-- START Material --

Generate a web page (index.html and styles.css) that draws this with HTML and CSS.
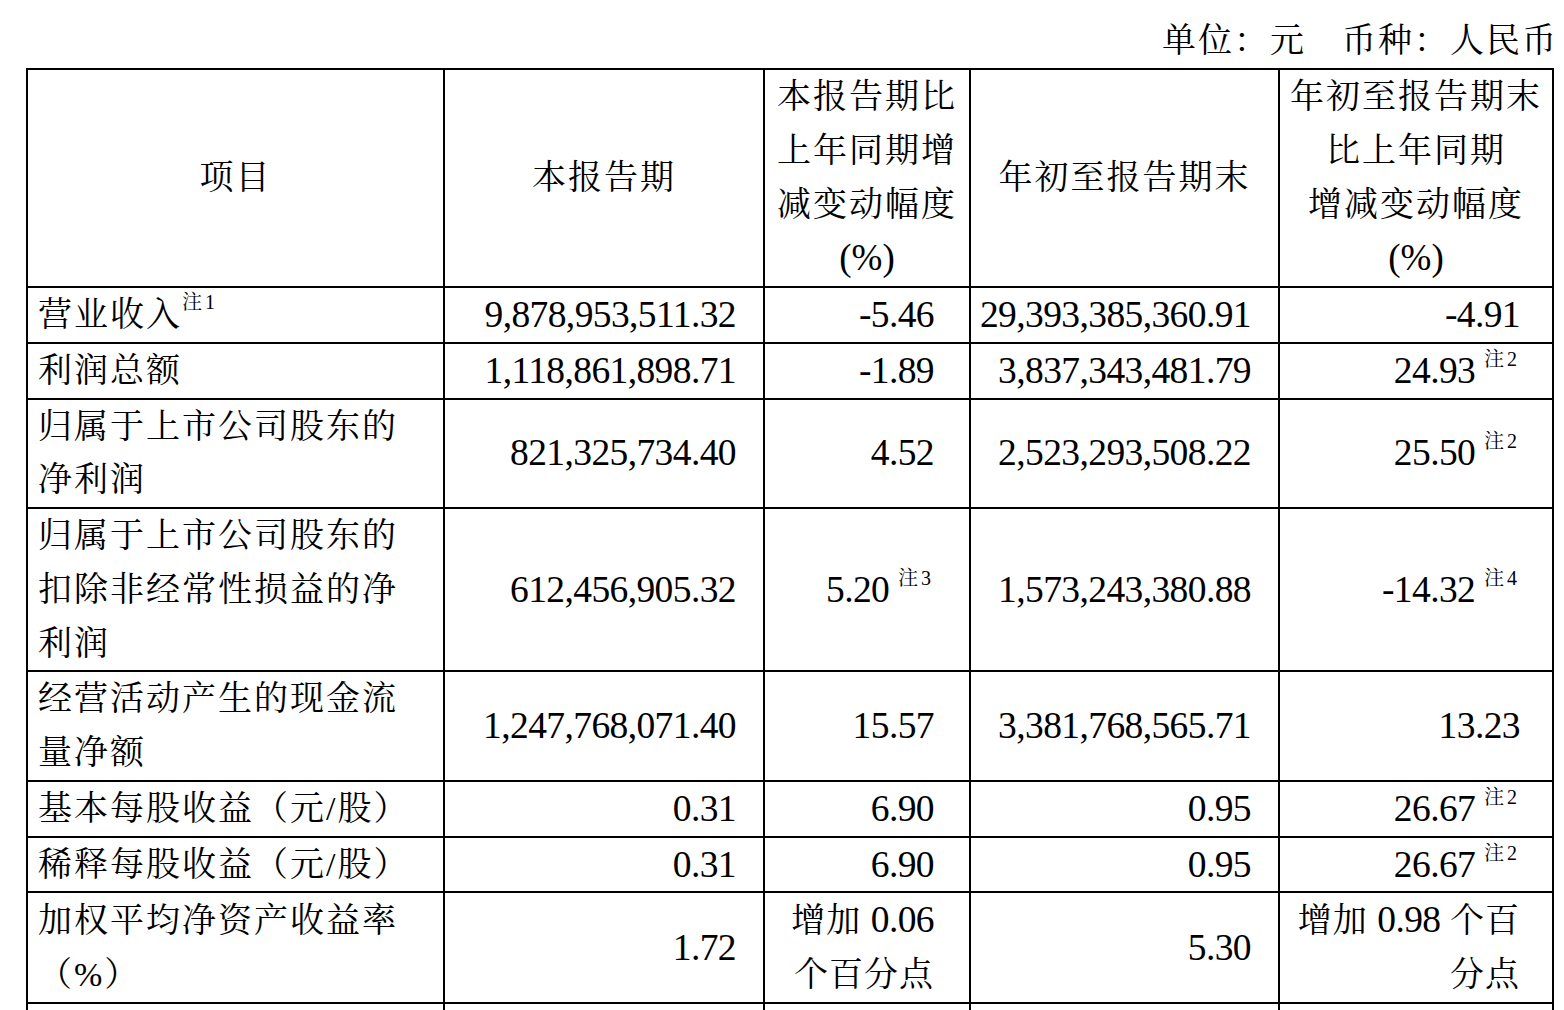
FILE: index.html
```html
<!DOCTYPE html>
<html lang="zh-CN">
<head>
<meta charset="utf-8">
<title>主要会计数据和财务指标</title>
<link rel="stylesheet" href="styles.css">
</head>
<body>
<div class="page">
  <div class="unit">单位：元　币种：人民币</div>
  <table class="report">
    <colgroup>
      <col class="c1"><col class="c2"><col class="c3"><col class="c4"><col class="c5">
    </colgroup>
    <thead>
      <tr>
        <th>项目</th>
        <th>本报告期</th>
        <th>本报告期比<br>上年同期增<br>减变动幅度<br><span class="pct">(%)</span></th>
        <th>年初至报告期末</th>
        <th>年初至报告期末<br>比上年同期<br>增减变动幅度<br><span class="pct">(%)</span></th>
      </tr>
    </thead>
    <tbody>
      <tr>
        <td class="label">营业收入<sup class="note">注1</sup></td>
        <td class="num">9,878,953,511.32</td>
        <td class="num">-5.46</td>
        <td class="num">29,393,385,360.91</td>
        <td class="num">-4.91</td>
      </tr>
      <tr>
        <td class="label">利润总额</td>
        <td class="num">1,118,861,898.71</td>
        <td class="num">-1.89</td>
        <td class="num">3,837,343,481.79</td>
        <td class="num">24.93 <sup class="note">注2</sup></td>
      </tr>
      <tr>
        <td class="label">归属于上市公司股东的净利润</td>
        <td class="num">821,325,734.40</td>
        <td class="num">4.52</td>
        <td class="num">2,523,293,508.22</td>
        <td class="num">25.50 <sup class="note">注2</sup></td>
      </tr>
      <tr>
        <td class="label">归属于上市公司股东的扣除非经常性损益的净利润</td>
        <td class="num">612,456,905.32</td>
        <td class="num">5.20 <sup class="note">注3</sup></td>
        <td class="num">1,573,243,380.88</td>
        <td class="num">-14.32 <sup class="note">注4</sup></td>
      </tr>
      <tr>
        <td class="label">经营活动产生的现金流量净额</td>
        <td class="num">1,247,768,071.40</td>
        <td class="num">15.57</td>
        <td class="num">3,381,768,565.71</td>
        <td class="num">13.23</td>
      </tr>
      <tr>
        <td class="label">基本每股收益（元/股）</td>
        <td class="num">0.31</td>
        <td class="num">6.90</td>
        <td class="num">0.95</td>
        <td class="num">26.67 <sup class="note">注2</sup></td>
      </tr>
      <tr>
        <td class="label">稀释每股收益（元/股）</td>
        <td class="num">0.31</td>
        <td class="num">6.90</td>
        <td class="num">0.95</td>
        <td class="num">26.67 <sup class="note">注2</sup></td>
      </tr>
      <tr>
        <td class="label">加权平均净资产收益率（%）</td>
        <td class="num">1.72</td>
        <td class="num mixed">增加 <span class="fig">0.06</span><br>个百分点</td>
        <td class="num">5.30</td>
        <td class="num mixed">增加 <span class="fig">0.98</span> 个百<br>分点</td>
      </tr>
      <tr class="more">
        <td class="label">&nbsp;</td>
        <td class="num">&nbsp;</td>
        <td class="num">&nbsp;</td>
        <td class="num">&nbsp;</td>
        <td class="num">&nbsp;</td>
      </tr>
    </tbody>
  </table>
</div>
</body>
</html>
```
FILE: styles.css
```css
html, body {
  margin: 0;
  padding: 0;
  background: #ffffff;
}

body {
  color: #000000;
  font-family: "Liberation Serif", "Noto Serif CJK SC", "Noto Sans CJK SC", serif;
  font-size: 34px;
}

.page {
  padding: 13px 0 0 26px;
}

.unit {
  width: 1532px;
  text-align: right;
  line-height: 55px;
  letter-spacing: 2px;
  white-space: nowrap;
}

.report {
  border-collapse: collapse;
  table-layout: fixed;
  width: 1526px;
}

.report .c1 { width: 417px; }
.report .c2 { width: 320px; }
.report .c3 { width: 206px; }
.report .c4 { width: 309px; }
.report .c5 { width: 274px; }

.report th,
.report td {
  border: 2px solid #000000;
  padding: 0;
  line-height: 53.75px;
  font-size: 34px;
  font-weight: normal;
  vertical-align: middle;
}

.report th {
  text-align: center;
  letter-spacing: 2px;
  padding: 0 2px;
}

.report th .pct {
  font-size: 37px;
  letter-spacing: 0;
}

.report td.label {
  text-align: left;
  letter-spacing: 2px;
  padding: 0 20px 0 10px;
}

.report td.num {
  text-align: right;
  font-size: 37.5px;
  letter-spacing: -0.6px;
  white-space: nowrap;
}

.report td.mixed {
  font-size: 34px;
  letter-spacing: 1px;
}

.report td.mixed .fig {
  font-size: 37.5px;
  letter-spacing: -0.6px;
}

.report td:nth-child(2) { padding-right: 27px; }
.report td:nth-child(3) { padding-right: 35px; }
.report td:nth-child(4) { padding-right: 27px; }
.report td:nth-child(5) { padding-right: 32px; }

.note {
  font-size: 20px;
  line-height: 0;
  letter-spacing: 3px;
  vertical-align: 17px;
}
```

-- END Material --

(Task to carry out)
Skip every picture and transcribe the data above exactly.

(Task answer)
Generate a web page (index.html and styles.css) that draws this with HTML and CSS.
FILE: index.html
```html
<!DOCTYPE html>
<html lang="zh-CN">
<head>
<meta charset="utf-8">
<title>主要会计数据和财务指标</title>
<link rel="stylesheet" href="styles.css">
</head>
<body>
<div class="page">
  <div class="unit">单位：元　币种：人民币</div>
  <table class="report">
    <colgroup>
      <col class="c1"><col class="c2"><col class="c3"><col class="c4"><col class="c5">
    </colgroup>
    <thead>
      <tr>
        <th>项目</th>
        <th>本报告期</th>
        <th>本报告期比<br>上年同期增<br>减变动幅度<br><span class="pct">(%)</span></th>
        <th>年初至报告期末</th>
        <th>年初至报告期末<br>比上年同期<br>增减变动幅度<br><span class="pct">(%)</span></th>
      </tr>
    </thead>
    <tbody>
      <tr>
        <td class="label">营业收入<sup class="note">注1</sup></td>
        <td class="num">9,878,953,511.32</td>
        <td class="num">-5.46</td>
        <td class="num">29,393,385,360.91</td>
        <td class="num">-4.91</td>
      </tr>
      <tr>
        <td class="label">利润总额</td>
        <td class="num">1,118,861,898.71</td>
        <td class="num">-1.89</td>
        <td class="num">3,837,343,481.79</td>
        <td class="num">24.93 <sup class="note">注2</sup></td>
      </tr>
      <tr>
        <td class="label">归属于上市公司股东的净利润</td>
        <td class="num">821,325,734.40</td>
        <td class="num">4.52</td>
        <td class="num">2,523,293,508.22</td>
        <td class="num">25.50 <sup class="note">注2</sup></td>
      </tr>
      <tr>
        <td class="label">归属于上市公司股东的扣除非经常性损益的净利润</td>
        <td class="num">612,456,905.32</td>
        <td class="num">5.20 <sup class="note">注3</sup></td>
        <td class="num">1,573,243,380.88</td>
        <td class="num">-14.32 <sup class="note">注4</sup></td>
      </tr>
      <tr>
        <td class="label">经营活动产生的现金流量净额</td>
        <td class="num">1,247,768,071.40</td>
        <td class="num">15.57</td>
        <td class="num">3,381,768,565.71</td>
        <td class="num">13.23</td>
      </tr>
      <tr>
        <td class="label">基本每股收益（元/股）</td>
        <td class="num">0.31</td>
        <td class="num">6.90</td>
        <td class="num">0.95</td>
        <td class="num">26.67 <sup class="note">注2</sup></td>
      </tr>
      <tr>
        <td class="label">稀释每股收益（元/股）</td>
        <td class="num">0.31</td>
        <td class="num">6.90</td>
        <td class="num">0.95</td>
        <td class="num">26.67 <sup class="note">注2</sup></td>
      </tr>
      <tr>
        <td class="label">加权平均净资产收益率（%）</td>
        <td class="num">1.72</td>
        <td class="num mixed">增加 <span class="fig">0.06</span><br>个百分点</td>
        <td class="num">5.30</td>
        <td class="num mixed">增加 <span class="fig">0.98</span> 个百<br>分点</td>
      </tr>
      <tr class="more">
        <td class="label">&nbsp;</td>
        <td class="num">&nbsp;</td>
        <td class="num">&nbsp;</td>
        <td class="num">&nbsp;</td>
        <td class="num">&nbsp;</td>
      </tr>
    </tbody>
  </table>
</div>
</body>
</html>
```
FILE: styles.css
```css
html, body {
  margin: 0;
  padding: 0;
  background: #ffffff;
}

body {
  color: #000000;
  font-family: "Liberation Serif", "Noto Serif CJK SC", "Noto Sans CJK SC", serif;
  font-size: 34px;
}

.page {
  padding: 13px 0 0 26px;
}

.unit {
  width: 1532px;
  text-align: right;
  line-height: 55px;
  letter-spacing: 2px;
  white-space: nowrap;
}

.report {
  border-collapse: collapse;
  table-layout: fixed;
  width: 1526px;
}

.report .c1 { width: 417px; }
.report .c2 { width: 320px; }
.report .c3 { width: 206px; }
.report .c4 { width: 309px; }
.report .c5 { width: 274px; }

.report th,
.report td {
  border: 2px solid #000000;
  padding: 0;
  line-height: 53.75px;
  font-size: 34px;
  font-weight: normal;
  vertical-align: middle;
}

.report th {
  text-align: center;
  letter-spacing: 2px;
  padding: 0 2px;
}

.report th .pct {
  font-size: 37px;
  letter-spacing: 0;
}

.report td.label {
  text-align: left;
  letter-spacing: 2px;
  padding: 0 20px 0 10px;
}

.report td.num {
  text-align: right;
  font-size: 37.5px;
  letter-spacing: -0.6px;
  white-space: nowrap;
}

.report td.mixed {
  font-size: 34px;
  letter-spacing: 1px;
}

.report td.mixed .fig {
  font-size: 37.5px;
  letter-spacing: -0.6px;
}

.report td:nth-child(2) { padding-right: 27px; }
.report td:nth-child(3) { padding-right: 35px; }
.report td:nth-child(4) { padding-right: 27px; }
.report td:nth-child(5) { padding-right: 32px; }

.note {
  font-size: 20px;
  line-height: 0;
  letter-spacing: 3px;
  vertical-align: 17px;
}
```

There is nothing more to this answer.